I started connecting with the music and I would get backstage passes periodically from friends and sometimes from Jerry and I'd be backstage and we'd visit. We just were friends and I'd call him and tell him that I was concerned about his health. He told me later that he thought that was very dear and very sweet.

Bill Graham:
The night the Grateful Dead closed Winterland, New Year's, 1978, was a great night. Before the show, I wrote a letter to the Dead. Basically, I asked them to rehearse for this gig. I told them there were certain songs that they had not played in a long time. That night, I put a billboard outside Winterland. It said, “They're not the best at what they do. They're the only ones at what they do.” Which was something I had said about them in an interview. Right underneath the billboard on the night of the show, some kid was standing with a sign that said,
ONE THOUSAND FIVE HUNDRED AND SIXTY-FIVE DAYS SINCE LAST SF “DARK STAR.”
So I wasn't wrong about the crowd wanting to hear certain songs. For whatever reason, the Dead invited too many bikers backstage. To some extent, that rained on my parade. Two days later, Herb Caen wrote something about how coke was being snorted backstage. The Dead played for six hours.

Bob Barsotti:
There were Hell's Angels there and it got to the point where no one was really in control of what was going on. But the Grateful Dead and the Blues Brothers were a real fitting ending to that place.

Donna Godchaux Mckay:
By 1979, the really hard drugs had started to come in. There were so many fights. It was just a fight after every gig. As a couple, Keith and I were fighting like crazy. We half killed each other on the road. One night, I rammed my BMW into Keith's BMW. Three times. Then I drove my BMW into a telephone pole and took a taxi home. We were wasted spirit, soul, and body. It had come to a point where we were discussing how in the world were we going to quit and we thought, “We're not quitters.” There was a meeting at our house and the band came over and they said, “We think it's time for you guys to move on,” and we said, “We know it's time for us to move on.” It was a very mutual decision.

Robert Greenfield:
A year and a half after being asked to leave the band, Keith Godchaux was killed in an automobile accident, thereby becoming the second Grateful Dead keyboardist to die. The Grateful Dead had already hired a third. Brent Mydland joined the band in April 1979. On stage, he and Jerry had a very close and intuitive musical relationship.

Tom Davis:
After they did
Saturday Night Live
the second time in 1980 and played “Sugar Magnolia,” they were a lot more comfortable. Everyone went to the Blues Bar afterwards to hang out. Was it a competition to see who could do the most drugs? That was what those years were called.

Jerilyn Lee Brandelius:
I remember when Rex Jackson, who was our road manager at the time decided that limousines were too high-profile. So we went from the hotels to the gigs and the airports in Winnebagos. Actually, it was a lot of fun. But people were running after the Winnebagos and jumping on the ladders and crawling on top of them. I remember some guy jumping in front of our Winnebago and saying, “Run over my arm, Jerry. Jerry! Run over me, please.” Like it would be a great honor to be run over by Jerry's Winnebago. Jerry just went,
“Euuuuuh!”

Len Dell'amico:
Many times I'd sit at the kitchen table at the Grateful Dead office on Lincoln Avenue in San Rafael. Front Street was the macho scene and then there were “the girls,” as they called themselves, in the office. Front Street was where the serious doobies would go down. The office was girls, sugar, and caffeine. Many times I saw Jerry sit there. He would just come in to bullshit. As soon as people knew he was there, he'd get a stream of people coming with business. Always, there would be, “This arrived for you. Here's the book you wanted. Here's the tapes. Here's the …”
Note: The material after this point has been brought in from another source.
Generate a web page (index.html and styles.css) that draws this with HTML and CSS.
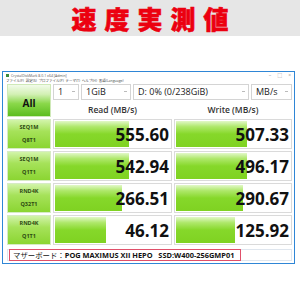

After an hour, he'd have this pile in front of him. Without fail, he'd say, “I gotta go.” He'd thank everybody for the stuff and then just get up and leave and leave the stuff. One time, he left an ounce of some really expensive pot in a vacuum seal bag. Hawaiian or something. I could see the orange fibers. He left without it. What was I going to do? Just leave it there? It was illegal. I ran after him with it and I said, “Don't you want this?” He said, “Ah, okay, whatever.” It was like he never kept anything. It was the black T-shirt and the pants and the keys to his car and the cigarettes and that was it.

At that time, he was renting a house at number twelve Hepburn Heights in San Rafael. Rock Scully had the upstairs and Jerry had the downstairs. I was surprised that this guy was basically living in the basement of this place.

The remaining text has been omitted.